** START OF Source material **

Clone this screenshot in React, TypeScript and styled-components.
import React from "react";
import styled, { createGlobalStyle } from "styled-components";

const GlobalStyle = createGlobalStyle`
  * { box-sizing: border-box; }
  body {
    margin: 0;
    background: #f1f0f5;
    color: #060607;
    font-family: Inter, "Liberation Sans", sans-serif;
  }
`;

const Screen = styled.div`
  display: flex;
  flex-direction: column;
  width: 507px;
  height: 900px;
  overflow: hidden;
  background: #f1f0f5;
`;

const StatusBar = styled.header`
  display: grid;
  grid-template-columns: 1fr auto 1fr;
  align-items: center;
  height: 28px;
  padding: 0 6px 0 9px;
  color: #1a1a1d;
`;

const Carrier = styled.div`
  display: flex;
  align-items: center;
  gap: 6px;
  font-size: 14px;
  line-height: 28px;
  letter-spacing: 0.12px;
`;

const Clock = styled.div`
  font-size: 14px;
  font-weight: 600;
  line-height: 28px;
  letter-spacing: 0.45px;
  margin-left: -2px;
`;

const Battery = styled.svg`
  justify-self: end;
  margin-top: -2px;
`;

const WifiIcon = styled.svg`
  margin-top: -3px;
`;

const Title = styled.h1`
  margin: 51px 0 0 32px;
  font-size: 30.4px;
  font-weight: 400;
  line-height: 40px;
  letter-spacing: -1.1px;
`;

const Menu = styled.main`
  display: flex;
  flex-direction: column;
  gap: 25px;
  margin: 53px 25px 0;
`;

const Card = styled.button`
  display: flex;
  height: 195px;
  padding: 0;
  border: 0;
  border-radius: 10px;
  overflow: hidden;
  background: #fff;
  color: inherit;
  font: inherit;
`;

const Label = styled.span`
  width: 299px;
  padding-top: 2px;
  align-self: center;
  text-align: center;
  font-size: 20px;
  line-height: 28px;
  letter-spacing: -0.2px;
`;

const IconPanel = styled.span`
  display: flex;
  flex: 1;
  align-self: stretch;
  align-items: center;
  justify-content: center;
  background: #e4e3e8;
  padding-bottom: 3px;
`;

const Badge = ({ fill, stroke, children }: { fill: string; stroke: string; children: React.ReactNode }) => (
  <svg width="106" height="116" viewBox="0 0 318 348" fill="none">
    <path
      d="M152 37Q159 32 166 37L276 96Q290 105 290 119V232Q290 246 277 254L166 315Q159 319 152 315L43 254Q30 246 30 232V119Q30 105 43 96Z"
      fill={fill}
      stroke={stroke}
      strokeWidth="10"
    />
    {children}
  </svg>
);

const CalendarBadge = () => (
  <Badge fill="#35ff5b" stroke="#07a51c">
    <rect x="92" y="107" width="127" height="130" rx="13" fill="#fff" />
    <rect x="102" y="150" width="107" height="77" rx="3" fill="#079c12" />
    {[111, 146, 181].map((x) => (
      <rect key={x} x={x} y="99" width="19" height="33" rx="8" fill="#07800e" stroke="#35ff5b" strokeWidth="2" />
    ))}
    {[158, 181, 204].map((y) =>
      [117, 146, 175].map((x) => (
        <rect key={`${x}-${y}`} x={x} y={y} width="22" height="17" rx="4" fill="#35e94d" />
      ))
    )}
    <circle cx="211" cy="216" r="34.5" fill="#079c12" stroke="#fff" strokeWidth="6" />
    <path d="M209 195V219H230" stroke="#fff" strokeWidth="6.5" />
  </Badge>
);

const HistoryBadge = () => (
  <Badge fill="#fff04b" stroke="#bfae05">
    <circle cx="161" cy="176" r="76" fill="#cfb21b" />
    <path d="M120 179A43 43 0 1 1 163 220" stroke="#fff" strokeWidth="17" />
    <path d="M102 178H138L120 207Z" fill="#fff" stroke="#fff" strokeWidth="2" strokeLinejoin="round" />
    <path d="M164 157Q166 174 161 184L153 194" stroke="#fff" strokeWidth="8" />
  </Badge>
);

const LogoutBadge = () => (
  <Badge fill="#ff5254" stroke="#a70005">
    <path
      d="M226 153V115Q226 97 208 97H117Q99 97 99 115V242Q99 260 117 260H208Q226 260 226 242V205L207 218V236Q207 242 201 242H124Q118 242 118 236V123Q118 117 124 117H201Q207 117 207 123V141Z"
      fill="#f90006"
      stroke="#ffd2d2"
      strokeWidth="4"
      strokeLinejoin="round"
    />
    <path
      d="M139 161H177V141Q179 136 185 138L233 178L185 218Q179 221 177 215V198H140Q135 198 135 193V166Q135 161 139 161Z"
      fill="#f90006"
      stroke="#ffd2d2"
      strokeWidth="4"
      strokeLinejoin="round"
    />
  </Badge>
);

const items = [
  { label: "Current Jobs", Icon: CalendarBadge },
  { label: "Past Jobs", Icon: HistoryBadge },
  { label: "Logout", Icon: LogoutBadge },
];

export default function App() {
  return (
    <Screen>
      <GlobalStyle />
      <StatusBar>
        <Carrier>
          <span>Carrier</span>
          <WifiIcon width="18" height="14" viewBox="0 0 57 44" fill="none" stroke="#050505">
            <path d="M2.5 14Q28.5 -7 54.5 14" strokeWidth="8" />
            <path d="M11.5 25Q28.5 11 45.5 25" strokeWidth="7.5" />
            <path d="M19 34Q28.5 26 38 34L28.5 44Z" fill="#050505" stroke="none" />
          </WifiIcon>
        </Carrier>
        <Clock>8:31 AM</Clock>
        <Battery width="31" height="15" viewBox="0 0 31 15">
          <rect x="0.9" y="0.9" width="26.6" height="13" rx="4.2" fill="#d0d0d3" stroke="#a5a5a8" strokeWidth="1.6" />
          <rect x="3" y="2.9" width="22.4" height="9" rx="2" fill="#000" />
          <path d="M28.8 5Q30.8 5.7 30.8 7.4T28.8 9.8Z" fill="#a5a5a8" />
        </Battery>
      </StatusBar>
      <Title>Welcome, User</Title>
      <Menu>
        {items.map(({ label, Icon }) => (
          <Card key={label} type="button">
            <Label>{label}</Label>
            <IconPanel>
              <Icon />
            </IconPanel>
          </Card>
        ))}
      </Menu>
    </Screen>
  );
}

** END OF Source material **

Problem → Using the material above, gather every line that includes "components".

Answer for this exercise →
Clone this screenshot in React, TypeScript and styled-components.
import styled, { createGlobalStyle } from "styled-components";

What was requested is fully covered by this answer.